Exercise brief -
Return the lines exactly as they stand, from the first of the material through the line containing "<page-overlay>CSDN @vx_CXKF10088</page-overlay>".

=======

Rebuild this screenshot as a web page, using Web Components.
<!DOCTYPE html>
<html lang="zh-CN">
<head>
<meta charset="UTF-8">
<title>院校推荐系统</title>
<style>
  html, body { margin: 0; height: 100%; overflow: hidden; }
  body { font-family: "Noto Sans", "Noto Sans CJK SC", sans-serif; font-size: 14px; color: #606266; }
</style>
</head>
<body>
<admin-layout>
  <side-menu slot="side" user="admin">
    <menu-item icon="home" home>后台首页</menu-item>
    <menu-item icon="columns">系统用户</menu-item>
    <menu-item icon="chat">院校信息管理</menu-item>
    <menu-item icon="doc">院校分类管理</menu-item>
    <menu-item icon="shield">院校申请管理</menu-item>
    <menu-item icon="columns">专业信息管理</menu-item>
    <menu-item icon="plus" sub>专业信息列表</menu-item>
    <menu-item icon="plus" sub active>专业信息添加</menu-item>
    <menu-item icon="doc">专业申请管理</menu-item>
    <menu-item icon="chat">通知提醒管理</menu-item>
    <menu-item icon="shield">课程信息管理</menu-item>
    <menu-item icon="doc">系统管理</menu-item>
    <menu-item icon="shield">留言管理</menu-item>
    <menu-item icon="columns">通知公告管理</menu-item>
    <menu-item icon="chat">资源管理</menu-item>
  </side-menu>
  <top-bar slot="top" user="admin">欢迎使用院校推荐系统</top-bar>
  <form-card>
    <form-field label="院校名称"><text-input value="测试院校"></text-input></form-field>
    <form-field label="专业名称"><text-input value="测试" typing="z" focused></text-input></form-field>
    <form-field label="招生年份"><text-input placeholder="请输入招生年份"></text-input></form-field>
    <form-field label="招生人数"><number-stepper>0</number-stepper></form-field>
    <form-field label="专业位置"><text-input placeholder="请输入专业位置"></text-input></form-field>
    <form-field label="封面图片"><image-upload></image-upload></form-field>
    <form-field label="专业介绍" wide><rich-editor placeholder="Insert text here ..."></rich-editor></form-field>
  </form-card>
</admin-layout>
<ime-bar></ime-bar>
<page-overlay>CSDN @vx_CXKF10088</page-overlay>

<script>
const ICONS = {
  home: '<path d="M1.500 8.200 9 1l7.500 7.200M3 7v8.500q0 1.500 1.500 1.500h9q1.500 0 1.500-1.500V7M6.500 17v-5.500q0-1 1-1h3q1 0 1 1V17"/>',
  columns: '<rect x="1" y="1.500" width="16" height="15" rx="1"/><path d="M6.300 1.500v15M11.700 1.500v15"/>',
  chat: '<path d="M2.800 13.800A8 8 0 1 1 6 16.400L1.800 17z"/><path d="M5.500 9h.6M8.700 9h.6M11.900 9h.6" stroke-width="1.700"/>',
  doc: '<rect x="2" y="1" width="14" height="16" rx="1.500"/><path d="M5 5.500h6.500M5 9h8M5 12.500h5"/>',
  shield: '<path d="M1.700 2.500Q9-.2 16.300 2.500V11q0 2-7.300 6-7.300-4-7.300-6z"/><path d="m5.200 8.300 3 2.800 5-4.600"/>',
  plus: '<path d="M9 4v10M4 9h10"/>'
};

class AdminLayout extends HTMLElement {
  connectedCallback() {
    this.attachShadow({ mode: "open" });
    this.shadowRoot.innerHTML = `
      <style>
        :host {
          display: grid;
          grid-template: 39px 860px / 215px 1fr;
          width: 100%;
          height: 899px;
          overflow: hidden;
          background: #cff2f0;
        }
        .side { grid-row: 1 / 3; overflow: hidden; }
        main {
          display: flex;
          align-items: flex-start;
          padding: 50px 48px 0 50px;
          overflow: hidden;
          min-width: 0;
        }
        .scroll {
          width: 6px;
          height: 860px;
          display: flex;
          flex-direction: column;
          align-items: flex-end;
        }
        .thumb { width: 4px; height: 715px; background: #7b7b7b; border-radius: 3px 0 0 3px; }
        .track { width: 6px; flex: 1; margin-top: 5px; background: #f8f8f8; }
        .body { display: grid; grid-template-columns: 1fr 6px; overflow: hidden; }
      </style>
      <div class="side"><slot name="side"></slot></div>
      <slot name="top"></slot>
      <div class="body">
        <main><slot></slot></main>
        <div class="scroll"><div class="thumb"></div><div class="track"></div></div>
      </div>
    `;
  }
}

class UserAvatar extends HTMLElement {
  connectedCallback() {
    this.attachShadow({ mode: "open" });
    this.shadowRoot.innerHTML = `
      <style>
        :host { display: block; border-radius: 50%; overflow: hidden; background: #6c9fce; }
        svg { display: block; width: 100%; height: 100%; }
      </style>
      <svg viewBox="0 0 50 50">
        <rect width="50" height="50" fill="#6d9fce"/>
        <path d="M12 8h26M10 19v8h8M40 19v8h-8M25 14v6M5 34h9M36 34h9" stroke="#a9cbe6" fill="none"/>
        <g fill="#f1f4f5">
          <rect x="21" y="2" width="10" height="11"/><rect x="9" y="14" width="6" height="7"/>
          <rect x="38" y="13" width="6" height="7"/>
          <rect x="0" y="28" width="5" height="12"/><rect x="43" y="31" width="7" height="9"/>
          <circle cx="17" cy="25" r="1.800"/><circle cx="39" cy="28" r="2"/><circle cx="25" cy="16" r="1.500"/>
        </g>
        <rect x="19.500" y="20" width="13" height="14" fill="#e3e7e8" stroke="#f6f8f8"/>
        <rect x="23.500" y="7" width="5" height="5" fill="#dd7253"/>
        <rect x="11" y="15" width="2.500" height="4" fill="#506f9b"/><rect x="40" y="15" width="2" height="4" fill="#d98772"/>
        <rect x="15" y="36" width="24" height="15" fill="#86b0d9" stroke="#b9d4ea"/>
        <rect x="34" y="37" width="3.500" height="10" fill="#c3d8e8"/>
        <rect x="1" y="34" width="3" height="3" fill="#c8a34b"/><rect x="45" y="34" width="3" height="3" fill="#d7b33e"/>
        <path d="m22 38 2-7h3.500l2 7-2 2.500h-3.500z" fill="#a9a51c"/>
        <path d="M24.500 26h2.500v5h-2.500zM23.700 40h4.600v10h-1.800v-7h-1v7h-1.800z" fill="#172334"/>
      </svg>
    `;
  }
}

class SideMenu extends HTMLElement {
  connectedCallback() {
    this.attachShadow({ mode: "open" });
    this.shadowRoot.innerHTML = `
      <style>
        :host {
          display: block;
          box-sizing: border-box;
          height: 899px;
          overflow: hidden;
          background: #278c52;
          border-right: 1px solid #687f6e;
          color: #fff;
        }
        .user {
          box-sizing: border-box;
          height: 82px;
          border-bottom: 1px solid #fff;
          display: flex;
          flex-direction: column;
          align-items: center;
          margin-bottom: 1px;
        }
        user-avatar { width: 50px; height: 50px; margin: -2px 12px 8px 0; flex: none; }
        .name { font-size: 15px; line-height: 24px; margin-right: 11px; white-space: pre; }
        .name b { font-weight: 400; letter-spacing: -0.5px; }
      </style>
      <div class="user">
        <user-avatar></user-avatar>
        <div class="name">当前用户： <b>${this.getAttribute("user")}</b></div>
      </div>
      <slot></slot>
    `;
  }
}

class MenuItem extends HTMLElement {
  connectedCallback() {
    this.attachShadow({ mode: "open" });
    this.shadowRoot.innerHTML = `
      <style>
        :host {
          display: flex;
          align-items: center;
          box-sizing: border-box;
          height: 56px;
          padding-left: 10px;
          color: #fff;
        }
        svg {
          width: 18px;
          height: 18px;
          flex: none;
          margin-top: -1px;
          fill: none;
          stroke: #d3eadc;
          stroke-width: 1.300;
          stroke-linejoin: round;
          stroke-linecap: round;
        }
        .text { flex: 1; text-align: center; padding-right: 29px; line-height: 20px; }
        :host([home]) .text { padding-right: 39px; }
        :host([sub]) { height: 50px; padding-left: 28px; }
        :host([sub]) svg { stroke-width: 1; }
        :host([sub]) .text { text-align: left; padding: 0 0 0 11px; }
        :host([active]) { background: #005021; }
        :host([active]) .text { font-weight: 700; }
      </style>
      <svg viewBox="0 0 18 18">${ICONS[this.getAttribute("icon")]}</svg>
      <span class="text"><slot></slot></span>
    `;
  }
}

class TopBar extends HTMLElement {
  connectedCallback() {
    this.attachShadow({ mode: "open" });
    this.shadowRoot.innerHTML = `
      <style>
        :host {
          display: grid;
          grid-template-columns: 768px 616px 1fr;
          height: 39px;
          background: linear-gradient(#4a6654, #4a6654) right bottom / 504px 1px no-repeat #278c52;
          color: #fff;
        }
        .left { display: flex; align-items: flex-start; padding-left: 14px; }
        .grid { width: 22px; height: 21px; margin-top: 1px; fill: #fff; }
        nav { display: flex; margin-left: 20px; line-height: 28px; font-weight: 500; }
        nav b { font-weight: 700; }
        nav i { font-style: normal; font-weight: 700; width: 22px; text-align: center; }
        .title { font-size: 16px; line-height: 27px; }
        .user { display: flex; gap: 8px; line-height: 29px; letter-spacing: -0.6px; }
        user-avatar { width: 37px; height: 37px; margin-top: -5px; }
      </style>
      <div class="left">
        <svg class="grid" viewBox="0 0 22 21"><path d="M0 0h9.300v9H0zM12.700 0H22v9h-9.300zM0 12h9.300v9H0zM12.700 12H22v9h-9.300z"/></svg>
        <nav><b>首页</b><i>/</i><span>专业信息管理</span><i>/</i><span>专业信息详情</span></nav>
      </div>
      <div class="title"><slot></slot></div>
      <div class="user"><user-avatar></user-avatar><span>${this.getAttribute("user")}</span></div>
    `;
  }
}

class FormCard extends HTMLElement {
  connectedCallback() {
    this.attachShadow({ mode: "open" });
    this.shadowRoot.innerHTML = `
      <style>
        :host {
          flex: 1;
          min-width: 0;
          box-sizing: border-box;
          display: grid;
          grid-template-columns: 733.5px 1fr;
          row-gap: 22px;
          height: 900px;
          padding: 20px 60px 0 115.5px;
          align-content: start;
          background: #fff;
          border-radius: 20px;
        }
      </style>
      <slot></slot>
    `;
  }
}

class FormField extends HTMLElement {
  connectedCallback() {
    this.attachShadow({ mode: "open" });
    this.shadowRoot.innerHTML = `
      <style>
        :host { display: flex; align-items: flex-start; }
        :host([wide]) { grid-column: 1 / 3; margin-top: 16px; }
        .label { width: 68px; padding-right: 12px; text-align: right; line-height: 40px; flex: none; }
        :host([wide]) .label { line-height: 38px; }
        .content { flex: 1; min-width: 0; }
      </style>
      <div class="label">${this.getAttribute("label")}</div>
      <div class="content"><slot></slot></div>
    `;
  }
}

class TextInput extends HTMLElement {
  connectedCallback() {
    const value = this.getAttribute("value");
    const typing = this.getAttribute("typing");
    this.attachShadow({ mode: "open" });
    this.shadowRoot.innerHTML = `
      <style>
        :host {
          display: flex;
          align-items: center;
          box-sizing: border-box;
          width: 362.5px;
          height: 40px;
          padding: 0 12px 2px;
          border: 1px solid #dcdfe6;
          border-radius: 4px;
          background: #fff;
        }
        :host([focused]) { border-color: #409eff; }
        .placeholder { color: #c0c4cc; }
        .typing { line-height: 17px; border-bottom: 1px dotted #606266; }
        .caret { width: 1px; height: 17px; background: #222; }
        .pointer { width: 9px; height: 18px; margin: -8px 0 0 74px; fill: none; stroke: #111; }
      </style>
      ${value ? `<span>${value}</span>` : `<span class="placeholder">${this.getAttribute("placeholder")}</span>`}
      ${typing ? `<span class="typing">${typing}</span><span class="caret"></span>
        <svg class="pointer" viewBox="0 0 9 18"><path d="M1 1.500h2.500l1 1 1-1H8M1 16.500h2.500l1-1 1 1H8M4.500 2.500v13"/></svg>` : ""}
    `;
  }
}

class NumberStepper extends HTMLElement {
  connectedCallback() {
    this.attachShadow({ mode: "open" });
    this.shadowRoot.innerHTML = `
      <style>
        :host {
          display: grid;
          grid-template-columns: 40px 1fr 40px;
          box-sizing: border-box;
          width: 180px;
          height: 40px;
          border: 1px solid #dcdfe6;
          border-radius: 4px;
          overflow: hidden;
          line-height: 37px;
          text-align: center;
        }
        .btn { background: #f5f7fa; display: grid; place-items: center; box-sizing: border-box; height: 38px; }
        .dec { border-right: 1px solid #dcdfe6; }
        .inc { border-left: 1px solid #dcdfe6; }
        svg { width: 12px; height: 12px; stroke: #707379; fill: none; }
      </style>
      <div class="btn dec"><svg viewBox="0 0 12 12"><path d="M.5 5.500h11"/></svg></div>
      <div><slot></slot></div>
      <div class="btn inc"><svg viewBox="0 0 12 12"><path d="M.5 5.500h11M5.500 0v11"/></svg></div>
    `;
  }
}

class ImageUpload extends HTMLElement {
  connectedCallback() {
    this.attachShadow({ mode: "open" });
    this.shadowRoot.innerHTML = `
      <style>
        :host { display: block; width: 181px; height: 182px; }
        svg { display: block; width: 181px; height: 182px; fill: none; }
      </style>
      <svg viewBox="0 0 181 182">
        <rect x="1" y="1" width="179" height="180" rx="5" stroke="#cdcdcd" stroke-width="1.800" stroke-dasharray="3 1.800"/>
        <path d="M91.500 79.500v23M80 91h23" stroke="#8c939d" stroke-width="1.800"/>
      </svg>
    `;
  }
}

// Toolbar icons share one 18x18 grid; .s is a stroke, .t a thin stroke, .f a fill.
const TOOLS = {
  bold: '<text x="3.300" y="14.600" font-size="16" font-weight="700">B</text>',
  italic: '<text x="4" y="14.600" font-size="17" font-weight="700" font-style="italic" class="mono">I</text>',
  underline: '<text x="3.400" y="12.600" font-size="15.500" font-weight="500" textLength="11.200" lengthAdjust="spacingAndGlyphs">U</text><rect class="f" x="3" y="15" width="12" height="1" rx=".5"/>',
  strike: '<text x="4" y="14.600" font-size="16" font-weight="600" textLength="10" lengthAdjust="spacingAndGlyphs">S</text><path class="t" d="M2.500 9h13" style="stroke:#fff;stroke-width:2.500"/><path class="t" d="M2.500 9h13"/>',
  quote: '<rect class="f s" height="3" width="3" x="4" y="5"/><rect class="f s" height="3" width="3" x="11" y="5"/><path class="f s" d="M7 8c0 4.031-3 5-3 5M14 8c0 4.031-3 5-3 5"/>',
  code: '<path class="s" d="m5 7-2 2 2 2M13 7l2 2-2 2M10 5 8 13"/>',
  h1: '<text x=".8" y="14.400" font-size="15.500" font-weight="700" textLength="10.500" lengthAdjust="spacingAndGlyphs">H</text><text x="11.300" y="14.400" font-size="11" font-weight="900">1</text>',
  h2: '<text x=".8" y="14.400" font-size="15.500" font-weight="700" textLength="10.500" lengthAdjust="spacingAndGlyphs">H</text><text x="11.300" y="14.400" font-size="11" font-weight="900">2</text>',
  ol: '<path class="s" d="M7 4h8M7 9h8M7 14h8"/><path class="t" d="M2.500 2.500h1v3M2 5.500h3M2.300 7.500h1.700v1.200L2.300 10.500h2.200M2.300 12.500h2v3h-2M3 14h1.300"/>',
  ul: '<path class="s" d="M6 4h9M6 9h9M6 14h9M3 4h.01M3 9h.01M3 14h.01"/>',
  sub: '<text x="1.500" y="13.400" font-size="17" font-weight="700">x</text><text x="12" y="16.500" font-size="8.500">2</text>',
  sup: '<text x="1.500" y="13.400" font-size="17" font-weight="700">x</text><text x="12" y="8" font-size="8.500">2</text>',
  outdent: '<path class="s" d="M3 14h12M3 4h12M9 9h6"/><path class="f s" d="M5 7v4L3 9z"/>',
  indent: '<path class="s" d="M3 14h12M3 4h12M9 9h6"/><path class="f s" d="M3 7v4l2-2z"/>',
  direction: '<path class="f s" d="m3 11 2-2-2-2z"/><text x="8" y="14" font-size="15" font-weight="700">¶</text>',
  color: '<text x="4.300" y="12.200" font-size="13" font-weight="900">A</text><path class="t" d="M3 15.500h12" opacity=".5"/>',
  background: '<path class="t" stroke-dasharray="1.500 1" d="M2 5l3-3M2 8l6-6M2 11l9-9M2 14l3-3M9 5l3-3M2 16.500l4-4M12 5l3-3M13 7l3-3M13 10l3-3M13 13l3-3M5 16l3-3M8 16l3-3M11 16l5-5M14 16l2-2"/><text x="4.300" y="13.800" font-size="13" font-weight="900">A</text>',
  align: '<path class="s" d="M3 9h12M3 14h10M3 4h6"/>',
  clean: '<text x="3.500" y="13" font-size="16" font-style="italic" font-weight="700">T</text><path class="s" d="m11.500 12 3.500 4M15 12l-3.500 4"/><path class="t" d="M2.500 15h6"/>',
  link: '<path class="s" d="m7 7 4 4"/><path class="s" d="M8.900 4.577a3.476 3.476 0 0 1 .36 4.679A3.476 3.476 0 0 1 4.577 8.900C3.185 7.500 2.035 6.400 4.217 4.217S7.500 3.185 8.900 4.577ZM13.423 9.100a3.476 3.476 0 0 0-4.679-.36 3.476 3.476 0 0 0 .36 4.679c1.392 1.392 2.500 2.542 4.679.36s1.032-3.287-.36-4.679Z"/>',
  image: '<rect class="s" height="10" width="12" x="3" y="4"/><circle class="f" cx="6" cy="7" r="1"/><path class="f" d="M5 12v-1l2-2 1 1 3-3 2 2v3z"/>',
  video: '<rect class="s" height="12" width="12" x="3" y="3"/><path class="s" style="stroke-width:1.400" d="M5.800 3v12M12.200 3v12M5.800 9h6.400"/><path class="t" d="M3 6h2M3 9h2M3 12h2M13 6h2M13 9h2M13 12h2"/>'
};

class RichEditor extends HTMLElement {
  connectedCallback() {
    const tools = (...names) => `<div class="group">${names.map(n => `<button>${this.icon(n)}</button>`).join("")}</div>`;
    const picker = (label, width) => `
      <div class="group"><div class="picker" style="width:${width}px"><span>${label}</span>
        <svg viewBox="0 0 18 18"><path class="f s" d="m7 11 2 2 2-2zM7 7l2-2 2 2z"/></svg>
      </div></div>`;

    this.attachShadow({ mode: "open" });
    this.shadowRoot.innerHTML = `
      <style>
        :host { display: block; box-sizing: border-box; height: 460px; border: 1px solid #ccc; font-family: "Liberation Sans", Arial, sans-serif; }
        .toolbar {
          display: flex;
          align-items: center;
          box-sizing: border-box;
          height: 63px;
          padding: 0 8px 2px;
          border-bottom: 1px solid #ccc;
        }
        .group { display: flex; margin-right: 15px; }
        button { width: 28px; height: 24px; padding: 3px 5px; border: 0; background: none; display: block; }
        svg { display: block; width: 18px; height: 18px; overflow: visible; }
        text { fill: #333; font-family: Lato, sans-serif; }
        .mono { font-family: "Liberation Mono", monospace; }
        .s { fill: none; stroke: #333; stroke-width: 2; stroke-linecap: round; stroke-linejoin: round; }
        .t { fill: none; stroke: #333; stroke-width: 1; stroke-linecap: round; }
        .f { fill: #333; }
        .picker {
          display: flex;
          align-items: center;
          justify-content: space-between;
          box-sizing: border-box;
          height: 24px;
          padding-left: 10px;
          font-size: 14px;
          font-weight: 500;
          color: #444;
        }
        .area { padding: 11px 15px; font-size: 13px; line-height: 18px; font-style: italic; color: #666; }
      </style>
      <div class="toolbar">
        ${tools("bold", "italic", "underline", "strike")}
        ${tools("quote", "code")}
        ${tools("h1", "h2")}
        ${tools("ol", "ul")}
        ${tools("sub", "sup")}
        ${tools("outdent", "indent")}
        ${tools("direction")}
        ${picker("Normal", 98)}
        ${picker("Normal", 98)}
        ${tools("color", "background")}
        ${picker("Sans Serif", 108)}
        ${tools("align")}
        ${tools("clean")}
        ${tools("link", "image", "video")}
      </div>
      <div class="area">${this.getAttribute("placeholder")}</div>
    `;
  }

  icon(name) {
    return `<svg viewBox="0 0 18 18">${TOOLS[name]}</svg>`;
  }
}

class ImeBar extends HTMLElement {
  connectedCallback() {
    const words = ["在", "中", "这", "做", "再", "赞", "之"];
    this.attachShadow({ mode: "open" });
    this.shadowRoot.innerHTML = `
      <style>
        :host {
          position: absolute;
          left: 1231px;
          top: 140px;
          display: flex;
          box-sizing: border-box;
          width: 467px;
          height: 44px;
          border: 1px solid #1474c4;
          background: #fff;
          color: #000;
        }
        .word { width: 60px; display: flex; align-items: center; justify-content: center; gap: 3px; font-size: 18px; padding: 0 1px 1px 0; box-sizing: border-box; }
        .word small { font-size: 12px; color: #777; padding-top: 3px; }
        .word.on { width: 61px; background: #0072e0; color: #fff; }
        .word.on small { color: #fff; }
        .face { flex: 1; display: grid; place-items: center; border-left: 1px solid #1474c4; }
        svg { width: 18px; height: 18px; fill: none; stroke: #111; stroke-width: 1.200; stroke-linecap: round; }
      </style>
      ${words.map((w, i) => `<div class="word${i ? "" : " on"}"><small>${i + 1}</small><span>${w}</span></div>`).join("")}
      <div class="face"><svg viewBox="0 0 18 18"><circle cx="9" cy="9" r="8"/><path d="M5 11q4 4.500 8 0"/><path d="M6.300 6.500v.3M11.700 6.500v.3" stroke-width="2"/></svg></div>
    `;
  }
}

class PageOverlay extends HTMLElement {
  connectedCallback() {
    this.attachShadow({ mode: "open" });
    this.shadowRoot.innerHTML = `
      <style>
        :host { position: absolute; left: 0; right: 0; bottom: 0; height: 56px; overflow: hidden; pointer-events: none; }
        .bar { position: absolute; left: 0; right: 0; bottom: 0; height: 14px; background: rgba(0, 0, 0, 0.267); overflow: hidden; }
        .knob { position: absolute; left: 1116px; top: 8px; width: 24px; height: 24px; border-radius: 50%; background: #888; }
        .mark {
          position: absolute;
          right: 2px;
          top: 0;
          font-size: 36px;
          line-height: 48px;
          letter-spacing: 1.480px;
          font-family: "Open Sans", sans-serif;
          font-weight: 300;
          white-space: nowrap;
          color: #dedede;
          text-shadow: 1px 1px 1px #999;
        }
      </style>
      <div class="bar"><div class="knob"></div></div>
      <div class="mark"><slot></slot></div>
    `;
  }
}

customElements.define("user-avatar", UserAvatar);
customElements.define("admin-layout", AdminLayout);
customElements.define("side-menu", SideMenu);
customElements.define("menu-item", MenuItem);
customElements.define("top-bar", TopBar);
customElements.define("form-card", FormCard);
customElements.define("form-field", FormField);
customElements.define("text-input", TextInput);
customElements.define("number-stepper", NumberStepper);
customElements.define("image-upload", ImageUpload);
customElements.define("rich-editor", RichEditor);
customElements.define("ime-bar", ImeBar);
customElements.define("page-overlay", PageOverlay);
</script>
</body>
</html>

=======

Finished exercise -
Rebuild this screenshot as a web page, using Web Components.
<!DOCTYPE html>
<html lang="zh-CN">
<head>
<meta charset="UTF-8">
<title>院校推荐系统</title>
<style>
  html, body { margin: 0; height: 100%; overflow: hidden; }
  body { font-family: "Noto Sans", "Noto Sans CJK SC", sans-serif; font-size: 14px; color: #606266; }
</style>
</head>
<body>
<admin-layout>
  <side-menu slot="side" user="admin">
    <menu-item icon="home" home>后台首页</menu-item>
    <menu-item icon="columns">系统用户</menu-item>
    <menu-item icon="chat">院校信息管理</menu-item>
    <menu-item icon="doc">院校分类管理</menu-item>
    <menu-item icon="shield">院校申请管理</menu-item>
    <menu-item icon="columns">专业信息管理</menu-item>
    <menu-item icon="plus" sub>专业信息列表</menu-item>
    <menu-item icon="plus" sub active>专业信息添加</menu-item>
    <menu-item icon="doc">专业申请管理</menu-item>
    <menu-item icon="chat">通知提醒管理</menu-item>
    <menu-item icon="shield">课程信息管理</menu-item>
    <menu-item icon="doc">系统管理</menu-item>
    <menu-item icon="shield">留言管理</menu-item>
    <menu-item icon="columns">通知公告管理</menu-item>
    <menu-item icon="chat">资源管理</menu-item>
  </side-menu>
  <top-bar slot="top" user="admin">欢迎使用院校推荐系统</top-bar>
  <form-card>
    <form-field label="院校名称"><text-input value="测试院校"></text-input></form-field>
    <form-field label="专业名称"><text-input value="测试" typing="z" focused></text-input></form-field>
    <form-field label="招生年份"><text-input placeholder="请输入招生年份"></text-input></form-field>
    <form-field label="招生人数"><number-stepper>0</number-stepper></form-field>
    <form-field label="专业位置"><text-input placeholder="请输入专业位置"></text-input></form-field>
    <form-field label="封面图片"><image-upload></image-upload></form-field>
    <form-field label="专业介绍" wide><rich-editor placeholder="Insert text here ..."></rich-editor></form-field>
  </form-card>
</admin-layout>
<ime-bar></ime-bar>
<page-overlay>CSDN @vx_CXKF10088</page-overlay>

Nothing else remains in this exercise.